Thread safe Gridded Components Checklist - GEOS-ESM/MAPL GitHub Wiki

Subtle issues in the implementation of gridded components can cause them to be not thread-safe. The checklist below should be examined for each gridded component:

Implicitly shared variables

Thread-safe components must not use any shared variables with the possible exceptions being within !$omp master and !$omp single sections. And while OpenMP will generally treat local variables of procedures called from within a parallel region as thread private, it cannot do this with SAVEd Fortran variables.

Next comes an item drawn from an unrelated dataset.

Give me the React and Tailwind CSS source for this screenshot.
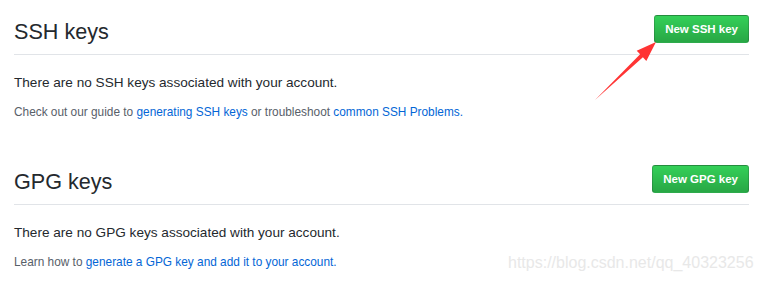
import React from 'react'

function KeyHeader({ title, button }) {
  return (
    <div className="flex items-start justify-between border-b border-[#e1e4e8] pb-[11px]">
      <h2 className="pt-[5px] text-[21.6px] leading-[23px] font-normal text-[#24292e]">{title}</h2>
      <button className="h-[28px] px-[10px] rounded-[3px] border border-[rgba(27,31,35,0.2)] bg-gradient-to-b from-[#34d058] to-[#28a745] text-white text-[11.5px] font-bold leading-[26px]">
        {button}
      </button>
    </div>
  )
}

function KeySection({ title, button, empty, children, className = '' }) {
  return (
    <section className={className}>
      <KeyHeader title={title} button={button} />
      <p className="mt-[17px] text-[13.6px] leading-[21px] text-[#24292e]">{empty}</p>
      <p className="mt-[10px] text-[11.85px] leading-[18px] text-[#586069]">{children}</p>
    </section>
  )
}

export default function App() {
  return (
    <div className="relative w-[761px] h-[283px] bg-white overflow-hidden font-['Segoe_UI','Liberation_Sans',Arial,sans-serif]">
      <div className="pl-[14px] pr-[12px] pt-[15px]">
        <KeySection
          title="SSH keys"
          button="New SSH key"
          empty="There are no SSH keys associated with your account."
        >
          Check out our guide to <a className="text-[#0366d6]">generating SSH keys</a> or troubleshoot{' '}
          <a className="text-[#0366d6]">common SSH Problems.</a>
        </KeySection>

        <KeySection
          className="mt-[44px]"
          title="GPG keys"
          button="New GPG key"
          empty="There are no GPG keys associated with your account."
        >
          Learn how to <a className="text-[#0366d6]">generate a GPG key and add it to your account.</a>
        </KeySection>
      </div>

      {/* annotation arrow */}
      <svg className="absolute left-0 top-0 pointer-events-none" width="761" height="283">
        <polygon
          fill="#ff3434"
          points="595,100 642.9,57.3 646.3,60.9 656,42 636.7,50.7 640.1,54.3"
        />
      </svg>

      <div className="absolute left-[508px] top-[253px] text-[16px] leading-[20px] text-[#e8e8e8] font-['Liberation_Sans',Arial,sans-serif]">
        https://blog.csdn.net/qq_40323256
      </div>
    </div>
  )
}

Explicitly SAVEd variables

These are relatively rare in GEOS, but developers should still verify that their components do not use the SAVE attribute.

Module variables

Module variables, i.e., variables declared in the specification section of a module, implicitly have the SAVE attribute. These include module variables declared with allocatable. Declaring derived types in the specification is perfectly fine and appropriate.

Variables with default initialization

Fortran variables that have a default initialization, e.g.,

   integer ::  i = 0
   logical :: init = .false.
   real, pointer :: q(:,:,:) => null()

also implicitly have the SAVE attribute. The use of null() to initialize pointers is particularly surprising to some developers, and rather annoying as otherwise pointers start out in an undefined status.

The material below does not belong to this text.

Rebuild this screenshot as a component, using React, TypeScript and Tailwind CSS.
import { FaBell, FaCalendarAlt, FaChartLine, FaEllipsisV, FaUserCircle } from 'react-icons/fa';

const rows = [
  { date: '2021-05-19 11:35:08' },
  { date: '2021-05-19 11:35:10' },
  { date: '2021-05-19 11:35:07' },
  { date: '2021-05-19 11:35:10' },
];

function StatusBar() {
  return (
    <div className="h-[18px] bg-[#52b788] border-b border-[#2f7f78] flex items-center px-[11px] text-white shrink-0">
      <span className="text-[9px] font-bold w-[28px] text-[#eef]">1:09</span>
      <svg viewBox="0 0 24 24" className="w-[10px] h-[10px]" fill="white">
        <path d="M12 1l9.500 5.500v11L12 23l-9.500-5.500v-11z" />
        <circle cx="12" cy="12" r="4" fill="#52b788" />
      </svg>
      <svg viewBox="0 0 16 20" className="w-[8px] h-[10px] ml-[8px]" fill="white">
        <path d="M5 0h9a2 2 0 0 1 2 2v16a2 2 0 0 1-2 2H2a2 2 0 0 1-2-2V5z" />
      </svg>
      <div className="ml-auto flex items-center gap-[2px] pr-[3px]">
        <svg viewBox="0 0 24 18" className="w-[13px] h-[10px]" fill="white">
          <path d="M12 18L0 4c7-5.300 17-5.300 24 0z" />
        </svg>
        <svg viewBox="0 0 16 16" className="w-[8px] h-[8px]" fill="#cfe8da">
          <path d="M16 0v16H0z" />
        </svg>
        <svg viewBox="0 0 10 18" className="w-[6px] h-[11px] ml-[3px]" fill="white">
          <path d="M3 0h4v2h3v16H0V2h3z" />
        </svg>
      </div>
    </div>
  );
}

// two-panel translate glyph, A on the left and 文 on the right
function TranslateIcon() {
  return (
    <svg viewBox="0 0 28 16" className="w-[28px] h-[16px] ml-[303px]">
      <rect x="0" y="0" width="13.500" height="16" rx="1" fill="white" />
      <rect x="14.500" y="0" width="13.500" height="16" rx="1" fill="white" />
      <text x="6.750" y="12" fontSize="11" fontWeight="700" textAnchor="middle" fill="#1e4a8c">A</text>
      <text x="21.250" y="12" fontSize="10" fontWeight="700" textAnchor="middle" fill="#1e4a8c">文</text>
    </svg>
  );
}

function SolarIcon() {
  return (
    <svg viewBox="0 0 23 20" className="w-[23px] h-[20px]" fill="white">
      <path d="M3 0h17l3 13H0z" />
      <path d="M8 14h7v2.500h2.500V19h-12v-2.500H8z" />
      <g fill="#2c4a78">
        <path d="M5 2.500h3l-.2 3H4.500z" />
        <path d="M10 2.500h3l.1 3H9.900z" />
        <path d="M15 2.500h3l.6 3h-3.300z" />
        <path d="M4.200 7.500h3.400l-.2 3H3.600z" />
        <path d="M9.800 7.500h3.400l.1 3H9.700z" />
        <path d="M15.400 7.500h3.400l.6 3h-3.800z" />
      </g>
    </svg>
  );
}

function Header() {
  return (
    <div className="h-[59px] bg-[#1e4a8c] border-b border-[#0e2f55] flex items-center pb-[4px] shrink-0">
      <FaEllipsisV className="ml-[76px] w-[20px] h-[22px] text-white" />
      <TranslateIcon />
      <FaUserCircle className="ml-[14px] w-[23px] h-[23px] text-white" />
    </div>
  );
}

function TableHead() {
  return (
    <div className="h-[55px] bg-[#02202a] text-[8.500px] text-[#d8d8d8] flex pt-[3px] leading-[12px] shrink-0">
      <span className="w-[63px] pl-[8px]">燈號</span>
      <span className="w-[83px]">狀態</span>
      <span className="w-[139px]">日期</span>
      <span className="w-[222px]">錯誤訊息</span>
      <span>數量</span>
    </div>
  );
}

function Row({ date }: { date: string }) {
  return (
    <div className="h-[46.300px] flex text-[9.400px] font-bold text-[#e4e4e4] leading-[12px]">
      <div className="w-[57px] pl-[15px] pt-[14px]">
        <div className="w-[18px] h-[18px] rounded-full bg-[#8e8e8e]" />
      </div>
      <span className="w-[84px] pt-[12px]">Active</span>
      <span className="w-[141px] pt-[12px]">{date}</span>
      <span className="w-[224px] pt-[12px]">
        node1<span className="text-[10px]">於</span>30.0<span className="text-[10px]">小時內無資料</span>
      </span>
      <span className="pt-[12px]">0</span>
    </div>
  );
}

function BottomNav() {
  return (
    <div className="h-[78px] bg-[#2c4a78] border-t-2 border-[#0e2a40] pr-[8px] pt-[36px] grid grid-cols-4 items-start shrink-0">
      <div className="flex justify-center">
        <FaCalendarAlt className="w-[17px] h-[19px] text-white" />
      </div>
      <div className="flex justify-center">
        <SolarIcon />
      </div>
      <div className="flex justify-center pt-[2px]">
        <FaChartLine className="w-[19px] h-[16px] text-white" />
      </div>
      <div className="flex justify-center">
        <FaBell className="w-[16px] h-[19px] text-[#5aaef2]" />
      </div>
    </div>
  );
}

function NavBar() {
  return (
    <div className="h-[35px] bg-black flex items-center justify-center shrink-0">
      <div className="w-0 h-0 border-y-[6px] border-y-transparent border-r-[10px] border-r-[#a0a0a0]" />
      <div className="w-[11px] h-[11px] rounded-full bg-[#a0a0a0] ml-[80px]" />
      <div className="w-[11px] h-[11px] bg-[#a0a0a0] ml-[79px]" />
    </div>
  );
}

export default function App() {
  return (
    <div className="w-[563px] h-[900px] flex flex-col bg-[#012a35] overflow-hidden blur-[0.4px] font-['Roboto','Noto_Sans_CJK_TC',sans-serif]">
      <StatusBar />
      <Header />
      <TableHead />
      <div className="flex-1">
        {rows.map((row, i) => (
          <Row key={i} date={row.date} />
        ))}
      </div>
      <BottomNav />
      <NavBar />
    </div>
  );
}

The solution is generally to delete the initialization portion of the variable declaration and instead initialize the variable at the beginning of the executable section of the procedure. For example:

   integer ::  i
   logical :: init
   real, pointer :: q(:,:,:)

   i = 0
   init = .false.
   q => null()

Note that this fix may not be equivalent to the original implementation. Consider the case above where init was being used to ensure that some expensive operation is only performed during the first call to a procedure. Moving that initialization to the beginning of the execution section will result in such expensive operations being performed on every invocation of that procedure. (So what is the solution?)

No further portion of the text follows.